Recorded information:
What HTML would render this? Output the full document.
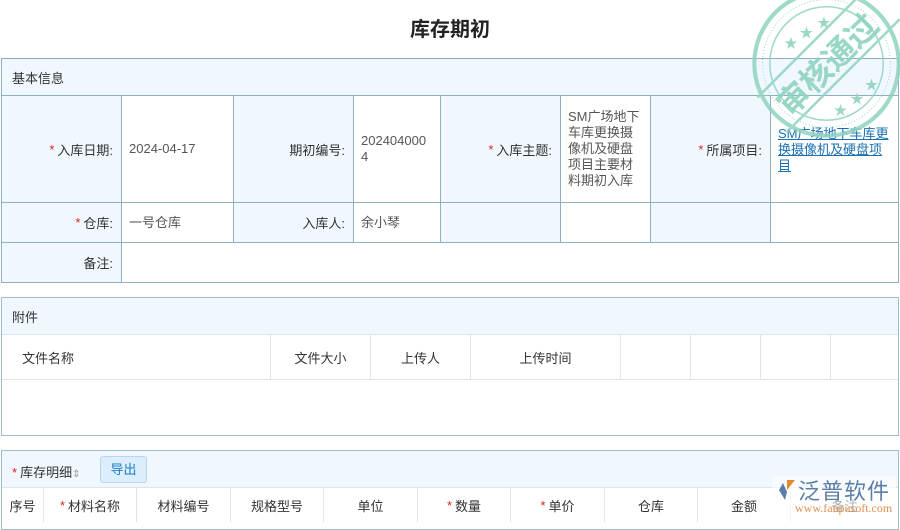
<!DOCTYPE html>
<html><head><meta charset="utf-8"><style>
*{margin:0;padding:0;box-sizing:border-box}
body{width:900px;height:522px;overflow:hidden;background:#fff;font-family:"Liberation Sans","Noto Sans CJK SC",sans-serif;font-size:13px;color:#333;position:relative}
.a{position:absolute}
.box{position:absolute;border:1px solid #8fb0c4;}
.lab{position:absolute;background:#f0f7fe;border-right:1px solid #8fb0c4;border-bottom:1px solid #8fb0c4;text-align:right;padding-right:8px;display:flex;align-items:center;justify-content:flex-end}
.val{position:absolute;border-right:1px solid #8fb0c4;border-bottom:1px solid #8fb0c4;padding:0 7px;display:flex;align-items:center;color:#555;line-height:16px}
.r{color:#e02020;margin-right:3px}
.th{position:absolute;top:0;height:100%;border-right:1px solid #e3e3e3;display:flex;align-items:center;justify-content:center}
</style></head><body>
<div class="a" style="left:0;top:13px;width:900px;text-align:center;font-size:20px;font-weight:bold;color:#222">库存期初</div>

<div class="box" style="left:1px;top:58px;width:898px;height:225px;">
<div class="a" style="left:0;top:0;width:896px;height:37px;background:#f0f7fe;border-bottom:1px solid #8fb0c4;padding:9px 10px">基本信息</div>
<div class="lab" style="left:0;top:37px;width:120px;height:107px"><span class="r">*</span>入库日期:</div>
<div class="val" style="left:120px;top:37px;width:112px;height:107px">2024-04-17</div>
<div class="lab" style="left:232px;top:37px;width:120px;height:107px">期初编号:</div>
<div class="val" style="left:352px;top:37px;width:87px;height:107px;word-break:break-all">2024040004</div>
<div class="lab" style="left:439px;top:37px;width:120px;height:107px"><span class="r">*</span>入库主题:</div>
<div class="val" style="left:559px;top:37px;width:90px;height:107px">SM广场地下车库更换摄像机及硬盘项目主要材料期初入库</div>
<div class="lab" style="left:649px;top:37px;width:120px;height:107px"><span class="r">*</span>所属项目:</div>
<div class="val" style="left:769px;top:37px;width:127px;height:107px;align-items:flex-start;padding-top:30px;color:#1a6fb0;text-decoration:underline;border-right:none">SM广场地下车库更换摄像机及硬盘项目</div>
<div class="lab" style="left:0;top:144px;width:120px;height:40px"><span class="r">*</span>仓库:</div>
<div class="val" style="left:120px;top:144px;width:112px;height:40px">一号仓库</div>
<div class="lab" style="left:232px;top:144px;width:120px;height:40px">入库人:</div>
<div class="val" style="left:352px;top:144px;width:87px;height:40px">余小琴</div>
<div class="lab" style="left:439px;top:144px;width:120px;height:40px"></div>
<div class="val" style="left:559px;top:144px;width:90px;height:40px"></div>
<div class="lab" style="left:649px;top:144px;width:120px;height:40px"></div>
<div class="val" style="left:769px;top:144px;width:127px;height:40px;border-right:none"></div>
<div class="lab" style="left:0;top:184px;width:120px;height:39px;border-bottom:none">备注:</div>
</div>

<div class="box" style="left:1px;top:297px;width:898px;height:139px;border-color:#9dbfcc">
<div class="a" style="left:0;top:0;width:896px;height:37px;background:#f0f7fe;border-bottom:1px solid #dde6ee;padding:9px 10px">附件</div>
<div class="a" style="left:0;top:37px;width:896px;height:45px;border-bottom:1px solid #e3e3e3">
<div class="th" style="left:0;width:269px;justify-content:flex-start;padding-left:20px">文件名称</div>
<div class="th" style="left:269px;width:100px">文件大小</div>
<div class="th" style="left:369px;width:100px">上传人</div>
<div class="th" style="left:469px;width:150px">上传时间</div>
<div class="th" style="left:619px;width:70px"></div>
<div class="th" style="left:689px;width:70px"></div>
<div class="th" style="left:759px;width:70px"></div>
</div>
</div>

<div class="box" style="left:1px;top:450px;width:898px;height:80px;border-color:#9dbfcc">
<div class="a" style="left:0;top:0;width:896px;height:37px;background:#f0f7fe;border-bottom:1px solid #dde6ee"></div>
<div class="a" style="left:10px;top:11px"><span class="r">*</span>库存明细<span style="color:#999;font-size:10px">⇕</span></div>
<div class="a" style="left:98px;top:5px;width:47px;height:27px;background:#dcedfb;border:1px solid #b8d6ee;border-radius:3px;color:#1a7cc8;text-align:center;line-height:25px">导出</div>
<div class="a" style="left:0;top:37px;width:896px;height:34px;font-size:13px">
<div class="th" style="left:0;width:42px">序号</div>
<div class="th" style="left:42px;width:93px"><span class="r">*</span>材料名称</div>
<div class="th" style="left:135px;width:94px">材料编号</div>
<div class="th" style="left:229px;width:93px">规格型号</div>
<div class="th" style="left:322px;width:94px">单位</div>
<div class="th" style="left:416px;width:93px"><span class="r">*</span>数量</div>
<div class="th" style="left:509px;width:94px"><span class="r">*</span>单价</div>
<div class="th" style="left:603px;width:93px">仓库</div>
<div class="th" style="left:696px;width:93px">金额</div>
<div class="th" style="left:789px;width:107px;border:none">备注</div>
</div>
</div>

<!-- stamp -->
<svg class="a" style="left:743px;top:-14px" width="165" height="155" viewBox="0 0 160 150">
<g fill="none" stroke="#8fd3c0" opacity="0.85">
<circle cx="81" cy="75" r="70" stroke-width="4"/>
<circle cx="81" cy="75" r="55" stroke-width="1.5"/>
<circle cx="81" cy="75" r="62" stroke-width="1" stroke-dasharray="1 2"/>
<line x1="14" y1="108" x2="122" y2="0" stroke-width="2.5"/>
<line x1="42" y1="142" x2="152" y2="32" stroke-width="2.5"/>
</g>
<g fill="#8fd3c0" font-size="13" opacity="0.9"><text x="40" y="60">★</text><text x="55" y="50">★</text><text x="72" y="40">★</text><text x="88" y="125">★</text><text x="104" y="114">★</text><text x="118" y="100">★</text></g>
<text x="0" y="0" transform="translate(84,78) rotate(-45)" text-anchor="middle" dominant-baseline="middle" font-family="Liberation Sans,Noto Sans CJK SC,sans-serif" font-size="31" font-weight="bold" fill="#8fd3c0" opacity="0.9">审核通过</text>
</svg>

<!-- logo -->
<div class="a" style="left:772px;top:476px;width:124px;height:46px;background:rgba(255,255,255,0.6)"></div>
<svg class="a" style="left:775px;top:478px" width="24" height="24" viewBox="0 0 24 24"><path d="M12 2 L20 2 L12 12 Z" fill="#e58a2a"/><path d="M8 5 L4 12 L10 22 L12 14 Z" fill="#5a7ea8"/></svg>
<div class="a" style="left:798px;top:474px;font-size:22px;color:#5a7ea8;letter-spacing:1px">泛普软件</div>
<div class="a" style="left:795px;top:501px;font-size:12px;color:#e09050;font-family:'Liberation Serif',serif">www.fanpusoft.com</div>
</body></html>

To do: Transcribe the whole listing exactly. Pictures are excluded.

Exercise answer:
What HTML would render this? Output the full document.
<!DOCTYPE html>
<html><head><meta charset="utf-8"><style>
*{margin:0;padding:0;box-sizing:border-box}
body{width:900px;height:522px;overflow:hidden;background:#fff;font-family:"Liberation Sans","Noto Sans CJK SC",sans-serif;font-size:13px;color:#333;position:relative}
.a{position:absolute}
.box{position:absolute;border:1px solid #8fb0c4;}
.lab{position:absolute;background:#f0f7fe;border-right:1px solid #8fb0c4;border-bottom:1px solid #8fb0c4;text-align:right;padding-right:8px;display:flex;align-items:center;justify-content:flex-end}
.val{position:absolute;border-right:1px solid #8fb0c4;border-bottom:1px solid #8fb0c4;padding:0 7px;display:flex;align-items:center;color:#555;line-height:16px}
.r{color:#e02020;margin-right:3px}
.th{position:absolute;top:0;height:100%;border-right:1px solid #e3e3e3;display:flex;align-items:center;justify-content:center}
</style></head><body>
<div class="a" style="left:0;top:13px;width:900px;text-align:center;font-size:20px;font-weight:bold;color:#222">库存期初</div>

<div class="box" style="left:1px;top:58px;width:898px;height:225px;">
<div class="a" style="left:0;top:0;width:896px;height:37px;background:#f0f7fe;border-bottom:1px solid #8fb0c4;padding:9px 10px">基本信息</div>
<div class="lab" style="left:0;top:37px;width:120px;height:107px"><span class="r">*</span>入库日期:</div>
<div class="val" style="left:120px;top:37px;width:112px;height:107px">2024-04-17</div>
<div class="lab" style="left:232px;top:37px;width:120px;height:107px">期初编号:</div>
<div class="val" style="left:352px;top:37px;width:87px;height:107px;word-break:break-all">2024040004</div>
<div class="lab" style="left:439px;top:37px;width:120px;height:107px"><span class="r">*</span>入库主题:</div>
<div class="val" style="left:559px;top:37px;width:90px;height:107px">SM广场地下车库更换摄像机及硬盘项目主要材料期初入库</div>
<div class="lab" style="left:649px;top:37px;width:120px;height:107px"><span class="r">*</span>所属项目:</div>
<div class="val" style="left:769px;top:37px;width:127px;height:107px;align-items:flex-start;padding-top:30px;color:#1a6fb0;text-decoration:underline;border-right:none">SM广场地下车库更换摄像机及硬盘项目</div>
<div class="lab" style="left:0;top:144px;width:120px;height:40px"><span class="r">*</span>仓库:</div>
<div class="val" style="left:120px;top:144px;width:112px;height:40px">一号仓库</div>
<div class="lab" style="left:232px;top:144px;width:120px;height:40px">入库人:</div>
<div class="val" style="left:352px;top:144px;width:87px;height:40px">余小琴</div>
<div class="lab" style="left:439px;top:144px;width:120px;height:40px"></div>
<div class="val" style="left:559px;top:144px;width:90px;height:40px"></div>
<div class="lab" style="left:649px;top:144px;width:120px;height:40px"></div>
<div class="val" style="left:769px;top:144px;width:127px;height:40px;border-right:none"></div>
<div class="lab" style="left:0;top:184px;width:120px;height:39px;border-bottom:none">备注:</div>
</div>

<div class="box" style="left:1px;top:297px;width:898px;height:139px;border-color:#9dbfcc">
<div class="a" style="left:0;top:0;width:896px;height:37px;background:#f0f7fe;border-bottom:1px solid #dde6ee;padding:9px 10px">附件</div>
<div class="a" style="left:0;top:37px;width:896px;height:45px;border-bottom:1px solid #e3e3e3">
<div class="th" style="left:0;width:269px;justify-content:flex-start;padding-left:20px">文件名称</div>
<div class="th" style="left:269px;width:100px">文件大小</div>
<div class="th" style="left:369px;width:100px">上传人</div>
<div class="th" style="left:469px;width:150px">上传时间</div>
<div class="th" style="left:619px;width:70px"></div>
<div class="th" style="left:689px;width:70px"></div>
<div class="th" style="left:759px;width:70px"></div>
</div>
</div>

<div class="box" style="left:1px;top:450px;width:898px;height:80px;border-color:#9dbfcc">
<div class="a" style="left:0;top:0;width:896px;height:37px;background:#f0f7fe;border-bottom:1px solid #dde6ee"></div>
<div class="a" style="left:10px;top:11px"><span class="r">*</span>库存明细<span style="color:#999;font-size:10px">⇕</span></div>
<div class="a" style="left:98px;top:5px;width:47px;height:27px;background:#dcedfb;border:1px solid #b8d6ee;border-radius:3px;color:#1a7cc8;text-align:center;line-height:25px">导出</div>
<div class="a" style="left:0;top:37px;width:896px;height:34px;font-size:13px">
<div class="th" style="left:0;width:42px">序号</div>
<div class="th" style="left:42px;width:93px"><span class="r">*</span>材料名称</div>
<div class="th" style="left:135px;width:94px">材料编号</div>
<div class="th" style="left:229px;width:93px">规格型号</div>
<div class="th" style="left:322px;width:94px">单位</div>
<div class="th" style="left:416px;width:93px"><span class="r">*</span>数量</div>
<div class="th" style="left:509px;width:94px"><span class="r">*</span>单价</div>
<div class="th" style="left:603px;width:93px">仓库</div>
<div class="th" style="left:696px;width:93px">金额</div>
<div class="th" style="left:789px;width:107px;border:none">备注</div>
</div>
</div>

<!-- stamp -->
<svg class="a" style="left:743px;top:-14px" width="165" height="155" viewBox="0 0 160 150">
<g fill="none" stroke="#8fd3c0" opacity="0.85">
<circle cx="81" cy="75" r="70" stroke-width="4"/>
<circle cx="81" cy="75" r="55" stroke-width="1.5"/>
<circle cx="81" cy="75" r="62" stroke-width="1" stroke-dasharray="1 2"/>
<line x1="14" y1="108" x2="122" y2="0" stroke-width="2.5"/>
<line x1="42" y1="142" x2="152" y2="32" stroke-width="2.5"/>
</g>
<g fill="#8fd3c0" font-size="13" opacity="0.9"><text x="40" y="60">★</text><text x="55" y="50">★</text><text x="72" y="40">★</text><text x="88" y="125">★</text><text x="104" y="114">★</text><text x="118" y="100">★</text></g>
<text x="0" y="0" transform="translate(84,78) rotate(-45)" text-anchor="middle" dominant-baseline="middle" font-family="Liberation Sans,Noto Sans CJK SC,sans-serif" font-size="31" font-weight="bold" fill="#8fd3c0" opacity="0.9">审核通过</text>
</svg>

<!-- logo -->
<div class="a" style="left:772px;top:476px;width:124px;height:46px;background:rgba(255,255,255,0.6)"></div>
<svg class="a" style="left:775px;top:478px" width="24" height="24" viewBox="0 0 24 24"><path d="M12 2 L20 2 L12 12 Z" fill="#e58a2a"/><path d="M8 5 L4 12 L10 22 L12 14 Z" fill="#5a7ea8"/></svg>
<div class="a" style="left:798px;top:474px;font-size:22px;color:#5a7ea8;letter-spacing:1px">泛普软件</div>
<div class="a" style="left:795px;top:501px;font-size:12px;color:#e09050;font-family:'Liberation Serif',serif">www.fanpusoft.com</div>
</body></html>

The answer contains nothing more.